When you make a list of silent comedians, the three you would inevitably see are Charlie Chaplin, Buster Keaton and Harold Lloyd. Doc Brown imitates Lloyd in Back to the Future, clinging to the clocktower as Lloyd had years before, in Safety Last.
Rather than deadpan delivery or a tiny moustache, Harold Lloyd’s trademark round glasses and goofball charm are what light up the screen.Speedy was his final silent movie, despite a successful run throughout the 1920’s. His character suited the era, and Speedy is no different, as his bespectacled hero is a keen job-seeker, struggling to maintain his current profession between his pratfalls and comedic mishaps.
The stage is set in New York, with a wide cinematic canvas, the skyscrapers ache to the sky and trams trundle throughout the city. One route is under the ownership of Pop Dillon (Bert Woodruff), and he continues to use it with a horse-drawn tram – the last horse-drawn tram in the Big Apple. But businesses seek him out, keen to take over his little line and own the entire network between them. Separately, Speedy (Harold Lloyd) is in the process of losing another bar job and consequently offers to help his girlfriend’s Grandad, the aforementioned Pop Dillon, and ensure that his tram isn’t snatched by the corporations.
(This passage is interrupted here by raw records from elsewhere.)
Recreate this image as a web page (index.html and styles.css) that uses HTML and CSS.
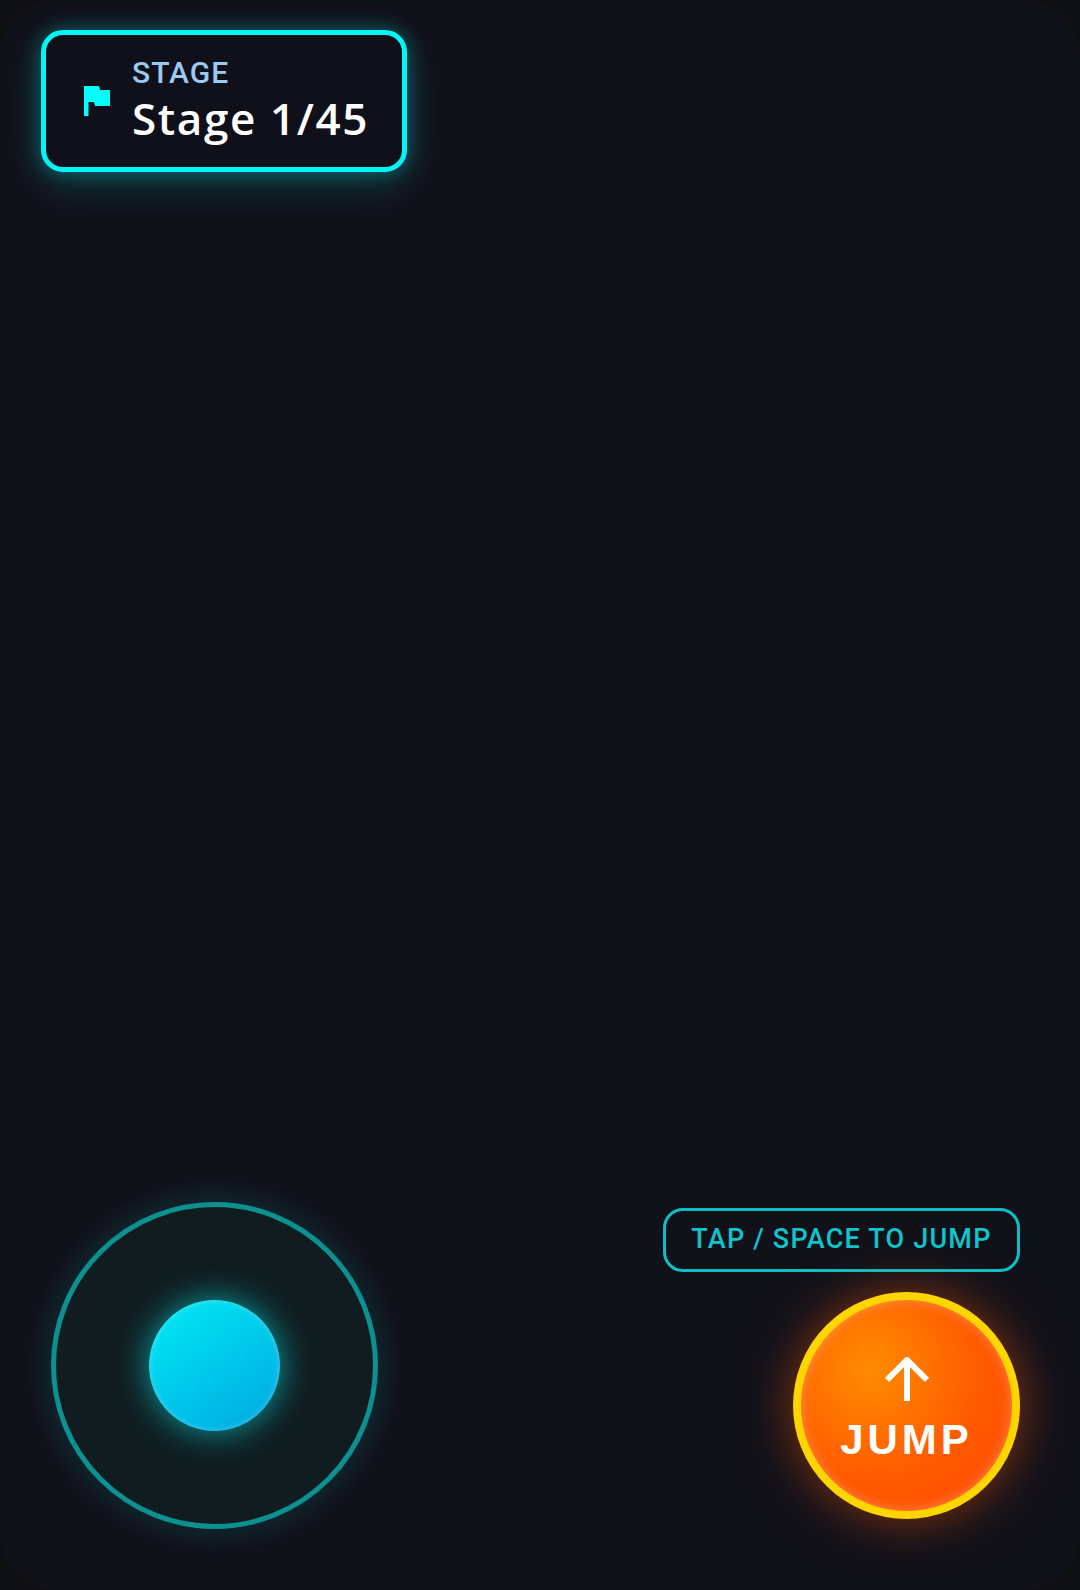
FILE: index.html
```html
<!DOCTYPE html>
<html lang="en">
<head>
<meta charset="utf-8">
<title>Stage HUD</title>
<link rel="stylesheet" href="styles.css">
</head>
<body>
<main class="screen">
  <section class="stage-card">
    <svg class="flag" viewBox="0 0 26 30" aria-hidden="true"><path d="M0 0H15L16 4H26V20H11L10 16H4.5V30H0Z"/></svg>
    <div class="stage-text">
      <div class="stage-label">STAGE</div>
      <div class="stage-value">Stage 1/45</div>
    </div>
  </section>
  <section class="controls">
    <div class="joystick"><div class="knob"></div></div>
    <div class="jump-group">
      <div class="hint">TAP / SPACE TO JUMP</div>
      <button class="jump">
        <svg class="arrow" viewBox="0 0 44 44" aria-hidden="true"><path d="M22 44V3M2 23L22 3L42 23"/></svg>
        <span class="jump-label">JUMP</span>
      </button>
    </div>
  </section>
</main>
</body>
</html>
```
FILE: styles.css
```css
* { box-sizing: border-box; }
html, body { margin: 0; height: 100%; background: #0f1012; }
.screen {
  width: 1080px;
  height: 1590px;
  display: flex;
  flex-direction: column;
  justify-content: space-between;
  padding: 30px 60px 61px 41px;
  background: #11111a;
  border-radius: 56px;
  overflow: hidden;
}
.stage-card {
  width: 366px;
  height: 142px;
  display: flex;
  align-items: center;
  gap: 22px;
  padding-left: 38px;
  border: 5px solid #00f5f5;
  border-radius: 22px;
  background: #10101a;
  box-shadow: 0 0 20px rgba(0, 255, 255, .3), 0 12px 40px rgba(0, 255, 255, .18);
}
.flag { width: 26px; height: 30px; fill: #00ffff; flex: none; }
.stage-text { display: flex; flex-direction: column; padding-bottom: 3px; }
.stage-label {
  font-family: Roboto, sans-serif;
  font-size: 30px;
  line-height: 35px;
  font-weight: 500;
  letter-spacing: 1px;
  color: #9acbf5;
}
.stage-value {
  margin-top: 1px;
  font-family: "Open Sans", sans-serif;
  font-size: 44px;
  line-height: 54px;
  font-weight: 600;
  letter-spacing: 1.6px;
  color: #fff;
}
.controls {
  display: flex;
  justify-content: space-between;
  align-items: flex-end;
  padding-left: 10px;
}
.joystick {
  width: 327px;
  height: 327px;
  display: flex;
  align-items: center;
  justify-content: center;
  border: 5px solid #0d9090;
  border-radius: 50%;
  background: #101c20;
  box-shadow: 0 0 34px rgba(0, 255, 255, .16);
}
.knob {
  width: 131px;
  height: 131px;
  border-radius: 50%;
  background: linear-gradient(145deg, #00ecf4, #00a6e2);
  box-shadow: 0 0 34px rgba(0, 255, 255, .6), inset 0 0 6px rgba(255, 255, 255, .3);
}
.jump-group {
  display: flex;
  flex-direction: column;
  align-items: flex-end;
  gap: 20px;
  margin-bottom: 10px;
}
.hint {
  width: 357px;
  height: 64px;
  display: flex;
  align-items: center;
  justify-content: center;
  padding-bottom: 2px;
  border: 3px solid #0dbfc4;
  border-radius: 20px;
  color: #0dc5cb;
  font-family: Roboto, sans-serif;
  font-size: 27px;
  font-weight: 500;
  letter-spacing: 1.2px;
}
.jump {
  width: 227px;
  height: 227px;
  display: flex;
  flex-direction: column;
  align-items: center;
  justify-content: center;
  gap: 18px;
  padding: 6px 0 0;
  border: 8px solid #ffd500;
  border-radius: 50%;
  background: radial-gradient(circle at 33% 33%, #ff8c00, #ff5a00 55%, #ff4a08);
  box-shadow: 0 0 48px rgba(255, 90, 0, .5), inset 0 0 12px rgba(255, 180, 150, .55);
}
.arrow { width: 44px; height: 44px; fill: none; stroke: #fff; stroke-width: 6; }
.jump-label {
  color: #fff;
  font-family: "Liberation Sans", sans-serif;
  font-size: 42px;
  line-height: 42px;
  font-weight: 700;
  letter-spacing: 4px;
}
```
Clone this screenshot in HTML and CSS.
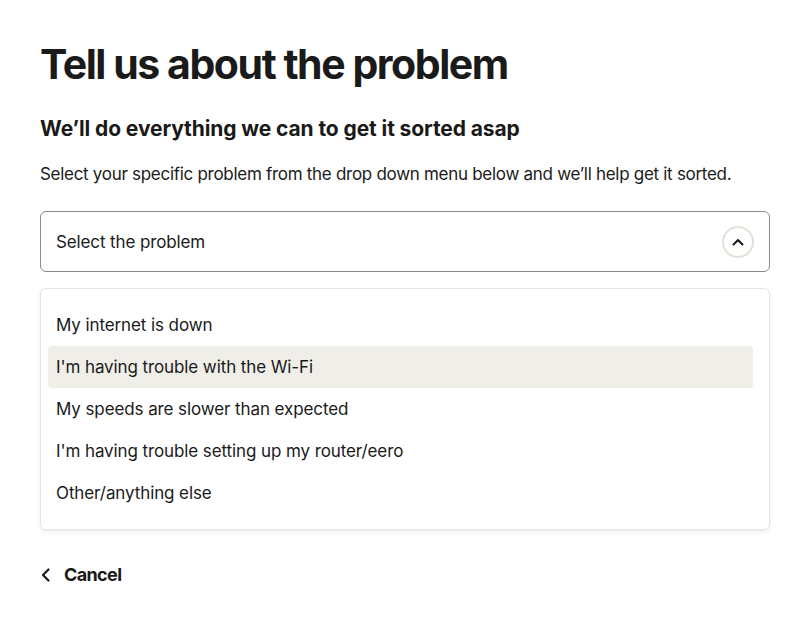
FILE: index.html
```html
<!DOCTYPE html>
<html lang="en">
<head>
    <meta charset="UTF-8">
    <title>Tell us about the problem</title>
    <link rel="stylesheet" href="styles.css">
</head>
<body>
    <div class="page">
        <h1 class="title">Tell us about the problem</h1>
        <h2 class="subtitle">We’ll do everything we can to get it sorted asap</h2>
        <p class="intro">Select your specific problem from the drop down menu below and we’ll help get it sorted.</p>

        <div class="select">
            <span>Select the problem</span>
            <span class="select-toggle">
                <svg width="14" height="14" viewBox="0 0 14 14"><path d="M2.5 9.5 L7 5 L11.5 9.5" fill="none" stroke="#1a1a1a" stroke-width="2" stroke-linecap="round" stroke-linejoin="round"/></svg>
            </span>
        </div>

        <ul class="options">
            <li>My internet is down</li>
            <li class="active">I'm having trouble with the Wi-Fi</li>
            <li>My speeds are slower than expected</li>
            <li>I'm having trouble setting up my router/eero</li>
            <li>Other/anything else</li>
        </ul>

        <a class="cancel" href="#">
            <svg width="12" height="16" viewBox="0 0 12 16"><path d="M8.5 2.5 L3 8 L8.5 13.5" fill="none" stroke="#1a1a1a" stroke-width="2.2" stroke-linecap="round" stroke-linejoin="round"/></svg>
            Cancel
        </a>
    </div>
</body>
</html>
```

FILE: styles.css
```css
body {
    margin: 0;
    background: #fff;
    color: #1a1a1a;
    font-family: Inter, "Noto Sans", sans-serif;
}

.page {
    padding: 38px 40px 0 40px;
    width: 730px;
}

.title {
    font-size: 41px;
    font-weight: 700;
    letter-spacing: -1.45px;
    line-height: 52px;
    margin: 0 0 26px 0;
}

.subtitle {
    font-size: 21px;
    font-weight: 700;
    letter-spacing: -0.1px;
    line-height: 26px;
    margin: 0 0 19px 0;
}

.intro {
    font-size: 17px;
    letter-spacing: -0.29px;
    line-height: 26px;
    margin: 0 0 24px 0;
}

.select {
    display: flex;
    align-items: center;
    justify-content: space-between;
    height: 59px;
    padding: 0 15px;
    border: 1px solid #8a8a8a;
    border-radius: 6px;
    font-size: 17px;
    letter-spacing: -0.12px;
}

.select-toggle {
    display: flex;
    align-items: center;
    justify-content: center;
    width: 28px;
    height: 28px;
    border: 2px solid #e3e0d6;
    border-radius: 50%;
}

.options {
    list-style: none;
    margin: 16px 0 0 0;
    padding: 15px 16px 15px 7px;
    border: 1px solid #e6e4dc;
    border-radius: 6px;
    box-shadow: 0 2px 4px rgba(0, 0, 0, 0.08);
}

.options li {
    height: 42px;
    line-height: 42px;
    padding: 0 8px;
    font-size: 17px;
    letter-spacing: -0.1px;
    border-radius: 4px;
}

.options li.active {
    background: #efeee8;
}

.cancel {
    display: inline-flex;
    align-items: center;
    gap: 12px;
    margin-top: 34px;
    color: #1a1a1a;
    text-decoration: none;
    font-size: 18px;
    font-weight: 700;
    letter-spacing: -0.63px;
}
```
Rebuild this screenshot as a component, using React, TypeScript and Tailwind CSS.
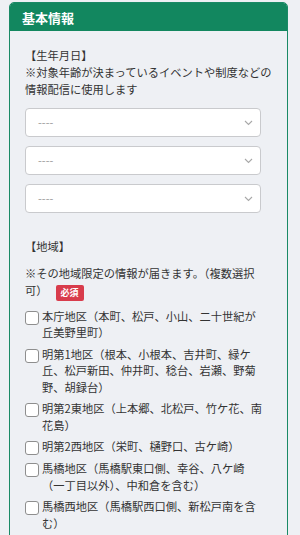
import React from "react";

const areas: string[][] = [
    ["本庁地区（本町、松戸、小山、二十世紀が", "丘美野里町）"],
    ["明第1地区（根本、小根本、吉井町、緑ケ", "丘、松戸新田、仲井町、稔台、岩瀬、野菊", "野、胡録台）"],
    ["明第2東地区（上本郷、北松戸、竹ケ花、南", "花島）"],
    ["明第2西地区（栄町、樋野口、古ケ崎）"],
    ["馬橋地区（馬橋駅東口側、幸谷、八ケ崎", "（一丁目以外）、中和倉を含む）"],
    ["馬橋西地区（馬橋駅西口側、新松戸南を含", "む）"],
];

function Select() {
    return (
        <div className="h-[29px] w-[236px] rounded-[4px] border border-[#c9cacd] bg-white pl-3 pr-[7px] flex items-center justify-between">
            <span className="text-[11px] text-[#9a9a9a]">----</span>
            <svg width="9" height="6" viewBox="0 0 9 6" fill="none">
                <path d="M1 1l3.5 3.5L8 1" stroke="#a8a8a8" strokeWidth="1.1" />
            </svg>
        </div>
    );
}

export default function App() {
    return (
        <div
            className="w-[300px] min-h-[535px] bg-[#eef0f4] pt-[2px] text-[#333]"
            style={{ fontFamily: '"Noto Sans CJK JP", "Noto Sans", sans-serif' }}
        >
            <div className="ml-[9px] w-[279px] rounded-t-[5px] border border-[#1a8a66] min-h-[540px]">
                {/* Header */}
                <div className="h-[28px] bg-[#12875f] pl-3 flex items-center rounded-t-[4px]">
                    <h2 className="text-[13px] font-bold text-white leading-none">基本情報</h2>
                </div>

                <div className="pt-4 px-[15px] text-[11.25px]">
                    {/* 生年月日 */}
                    <div className="leading-[17px] whitespace-nowrap">
                        <p>【生年月日】</p>
                        <p>
                            ※対象年齢が決まっているイベントや制度などの
                            <br />
                            情報配信に使用します
                        </p>
                    </div>
                    <div className="mt-[10px] flex flex-col gap-[9px]">
                        <Select />
                        <Select />
                        <Select />
                    </div>

                    {/* 地域 */}
                    <p className="mt-[25px] leading-[17px]">【地域】</p>
                    <p className="mt-[10px] leading-[17px] whitespace-nowrap">
                        ※その地域限定の情報が届きます。（複数選択
                        <br />
                        可）
                        <span className="ml-[8px] inline-flex h-[16px] px-[5px] items-center rounded-[2px] bg-[#d83c4c] text-[9px] font-bold text-white align-[-1px] leading-none">
                            必須
                        </span>
                    </p>

                    <div className="mt-[7px] flex flex-col gap-[5px]">
                        {areas.map((lines, i) => (
                            <label key={i} className="flex items-start gap-[3px]">
                                <span className="mt-[3px] h-[14px] w-[14px] shrink-0 rounded-[3px] border border-[#8e8e8e] bg-white" />
                                <span className="leading-[16.5px] whitespace-nowrap">
                                    {lines.map((l, j) => (
                                        <React.Fragment key={j}>
                                            {j > 0 && <br />}
                                            {l}
                                        </React.Fragment>
                                    ))}
                                </span>
                            </label>
                        ))}
                    </div>
                </div>
            </div>
        </div>
    );
}
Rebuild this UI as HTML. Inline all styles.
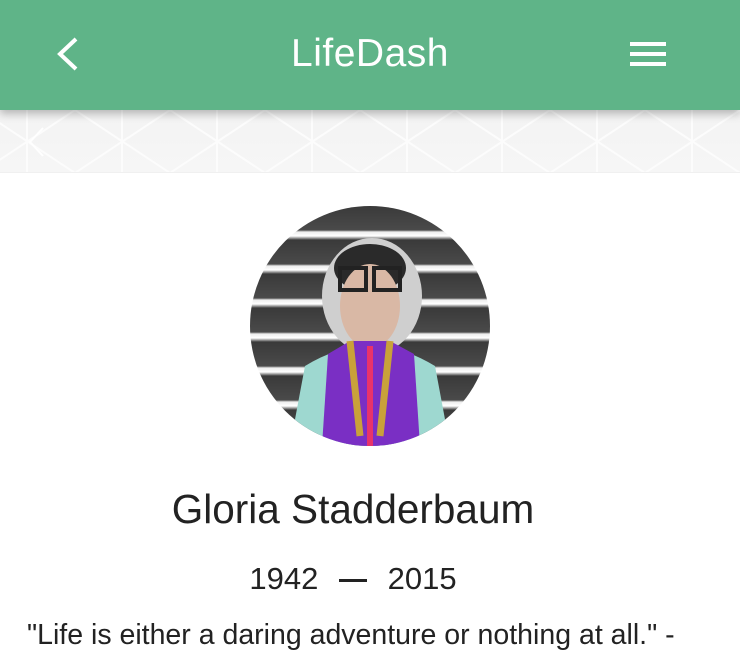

Like many full-feature silent comedies, Speedy is a set of shorter films loosely connected by an overarching plot. A sequence in the bar is an opportunity for Lloyd to show off his expert cocktail-making skills, flipping glasses and cups with creative pastry-playing to boot. A date at the fair becomes an enormous set-up of unseen wet paint signs with an adorable dog biting the bum of our lead man. Even the ride home from the fair is turned into a lovely little short as Speedy and his girlfriend (Ann Christy) rearrange the back of a truck to become a living room. But what separates it from the pack are the locations (exquisite on this particular Criterion Collection edition), as we see New York, hustling and bustling, in its prime. The horse-drawn tram may be a weak overarching plot, but it highlights a fascinating, transitional period in these US cities.
Speedy has so many moments that stick in the mind. Lloyd, briefly breaking the fourth wall when he’s exasperated with his boss. The incredible footage of a classic American baseball game. Even iconic baseball player, Babe Ruth, makes an appearance. As the characters travel around the city, the Coney Island fair is also an opportunity to see rides that are clearly unsafe but no one knew (or cared) in the 1920’s. There’s a crab-pinching scene as Speedy and his girlfriend sit on a fast spinning ride – it simply keeps going until everyone falls off. A horse-race ride that zooms across a set line. It doesn’t require a genius to imagine why these aren’t in use any more.
Harold ‘Speedy’ Swift is a fun guy, fighting for the little man. The showdown in the final act remains impressive as extras flood the city streets for a brawl, with the community facing off against the corporation. Akin to Chaplin, Lloyd makes a subtle commentary on capitalism and the slow erosion of family businesses. “It smells of rain” is a hilarious call to arms and the locals use appropriate equipment to fight with; horse shoes are thrown and kitchen items are smashed. To finish, Pop Dillion does sell out, leaving a questionable issue lingering in the air. Maybe we all have a price? In any case, it’s a joy to watch and worth tracking down as part of the new UK Criterion Collection.